─── SUPPLIED INFORMATION ───

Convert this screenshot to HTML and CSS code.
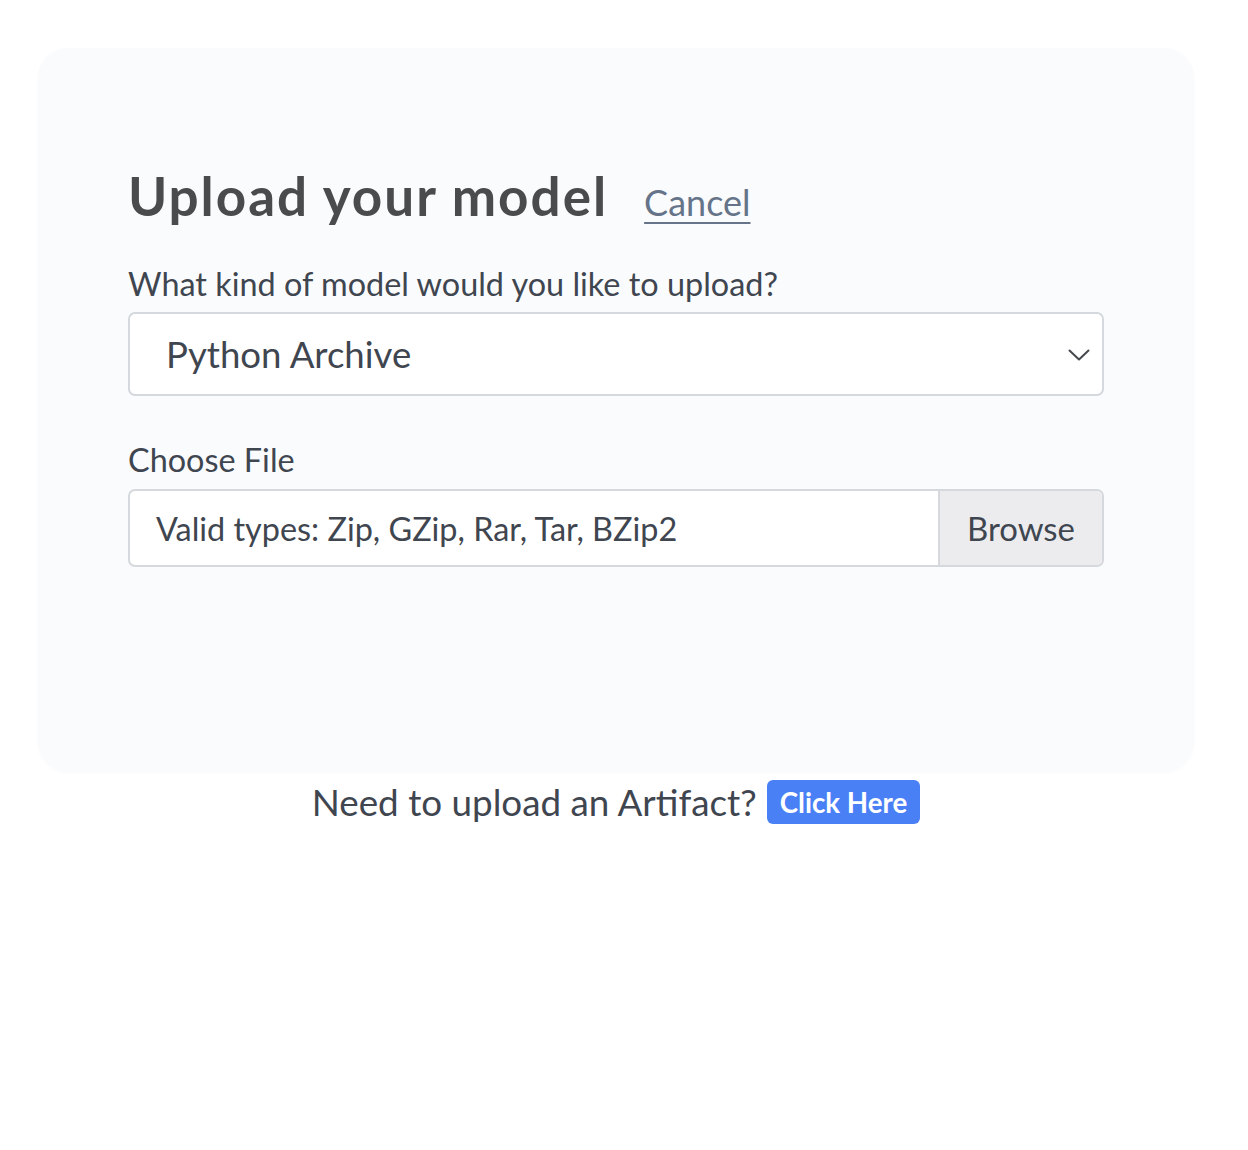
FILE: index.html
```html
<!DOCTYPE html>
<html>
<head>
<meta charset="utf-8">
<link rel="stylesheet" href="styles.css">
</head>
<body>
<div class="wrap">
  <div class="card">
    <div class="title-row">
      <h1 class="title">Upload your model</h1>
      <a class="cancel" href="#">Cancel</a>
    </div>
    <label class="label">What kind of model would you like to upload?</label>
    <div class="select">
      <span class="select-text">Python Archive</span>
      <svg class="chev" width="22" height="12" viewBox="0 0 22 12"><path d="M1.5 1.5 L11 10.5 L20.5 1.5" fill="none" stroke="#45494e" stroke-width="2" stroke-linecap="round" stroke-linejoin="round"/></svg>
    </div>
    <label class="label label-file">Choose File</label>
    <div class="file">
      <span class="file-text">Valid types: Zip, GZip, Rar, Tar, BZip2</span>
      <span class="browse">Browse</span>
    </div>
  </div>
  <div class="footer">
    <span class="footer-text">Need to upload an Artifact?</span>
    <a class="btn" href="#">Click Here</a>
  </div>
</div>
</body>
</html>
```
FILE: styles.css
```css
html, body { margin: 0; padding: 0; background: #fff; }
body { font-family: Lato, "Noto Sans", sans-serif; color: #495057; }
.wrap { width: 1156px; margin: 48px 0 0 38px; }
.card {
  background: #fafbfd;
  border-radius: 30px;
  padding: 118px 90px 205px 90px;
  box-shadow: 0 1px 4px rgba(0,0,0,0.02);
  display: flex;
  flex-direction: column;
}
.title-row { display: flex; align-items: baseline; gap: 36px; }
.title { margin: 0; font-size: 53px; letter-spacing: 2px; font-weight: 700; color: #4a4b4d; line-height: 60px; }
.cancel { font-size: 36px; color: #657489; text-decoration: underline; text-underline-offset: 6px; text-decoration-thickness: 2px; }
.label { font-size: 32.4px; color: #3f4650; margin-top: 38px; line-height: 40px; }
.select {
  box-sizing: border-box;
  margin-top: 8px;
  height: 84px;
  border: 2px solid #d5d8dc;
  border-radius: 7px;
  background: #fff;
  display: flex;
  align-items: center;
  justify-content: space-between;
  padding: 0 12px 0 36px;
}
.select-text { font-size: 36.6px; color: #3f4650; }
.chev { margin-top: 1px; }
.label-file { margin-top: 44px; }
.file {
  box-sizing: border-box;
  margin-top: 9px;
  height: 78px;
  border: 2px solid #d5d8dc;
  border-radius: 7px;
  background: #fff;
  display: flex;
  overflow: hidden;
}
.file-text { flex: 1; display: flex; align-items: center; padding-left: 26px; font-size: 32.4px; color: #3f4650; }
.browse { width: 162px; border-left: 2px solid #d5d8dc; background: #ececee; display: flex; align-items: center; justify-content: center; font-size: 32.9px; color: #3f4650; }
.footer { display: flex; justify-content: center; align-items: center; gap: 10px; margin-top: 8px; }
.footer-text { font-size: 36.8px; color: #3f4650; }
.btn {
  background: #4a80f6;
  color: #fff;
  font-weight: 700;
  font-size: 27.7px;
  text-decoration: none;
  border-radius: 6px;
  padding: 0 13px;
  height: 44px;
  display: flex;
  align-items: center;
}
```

───

■ WRITTEN INSTRUCTION
Reproduce all of the material exactly, apart from the pictures.

■ TASK OUTPUT
Convert this screenshot to HTML and CSS code.
FILE: index.html
```html
<!DOCTYPE html>
<html>
<head>
<meta charset="utf-8">
<link rel="stylesheet" href="styles.css">
</head>
<body>
<div class="wrap">
  <div class="card">
    <div class="title-row">
      <h1 class="title">Upload your model</h1>
      <a class="cancel" href="#">Cancel</a>
    </div>
    <label class="label">What kind of model would you like to upload?</label>
    <div class="select">
      <span class="select-text">Python Archive</span>
      <svg class="chev" width="22" height="12" viewBox="0 0 22 12"><path d="M1.5 1.5 L11 10.5 L20.5 1.5" fill="none" stroke="#45494e" stroke-width="2" stroke-linecap="round" stroke-linejoin="round"/></svg>
    </div>
    <label class="label label-file">Choose File</label>
    <div class="file">
      <span class="file-text">Valid types: Zip, GZip, Rar, Tar, BZip2</span>
      <span class="browse">Browse</span>
    </div>
  </div>
  <div class="footer">
    <span class="footer-text">Need to upload an Artifact?</span>
    <a class="btn" href="#">Click Here</a>
  </div>
</div>
</body>
</html>
```
FILE: styles.css
```css
html, body { margin: 0; padding: 0; background: #fff; }
body { font-family: Lato, "Noto Sans", sans-serif; color: #495057; }
.wrap { width: 1156px; margin: 48px 0 0 38px; }
.card {
  background: #fafbfd;
  border-radius: 30px;
  padding: 118px 90px 205px 90px;
  box-shadow: 0 1px 4px rgba(0,0,0,0.02);
  display: flex;
  flex-direction: column;
}
.title-row { display: flex; align-items: baseline; gap: 36px; }
.title { margin: 0; font-size: 53px; letter-spacing: 2px; font-weight: 700; color: #4a4b4d; line-height: 60px; }
.cancel { font-size: 36px; color: #657489; text-decoration: underline; text-underline-offset: 6px; text-decoration-thickness: 2px; }
.label { font-size: 32.4px; color: #3f4650; margin-top: 38px; line-height: 40px; }
.select {
  box-sizing: border-box;
  margin-top: 8px;
  height: 84px;
  border: 2px solid #d5d8dc;
  border-radius: 7px;
  background: #fff;
  display: flex;
  align-items: center;
  justify-content: space-between;
  padding: 0 12px 0 36px;
}
.select-text { font-size: 36.6px; color: #3f4650; }
.chev { margin-top: 1px; }
.label-file { margin-top: 44px; }
.file {
  box-sizing: border-box;
  margin-top: 9px;
  height: 78px;
  border: 2px solid #d5d8dc;
  border-radius: 7px;
  background: #fff;
  display: flex;
  overflow: hidden;
}
.file-text { flex: 1; display: flex; align-items: center; padding-left: 26px; font-size: 32.4px; color: #3f4650; }
.browse { width: 162px; border-left: 2px solid #d5d8dc; background: #ececee; display: flex; align-items: center; justify-content: center; font-size: 32.9px; color: #3f4650; }
.footer { display: flex; justify-content: center; align-items: center; gap: 10px; margin-top: 8px; }
.footer-text { font-size: 36.8px; color: #3f4650; }
.btn {
  background: #4a80f6;
  color: #fff;
  font-weight: 700;
  font-size: 27.7px;
  text-decoration: none;
  border-radius: 6px;
  padding: 0 13px;
  height: 44px;
  display: flex;
  align-items: center;
}
```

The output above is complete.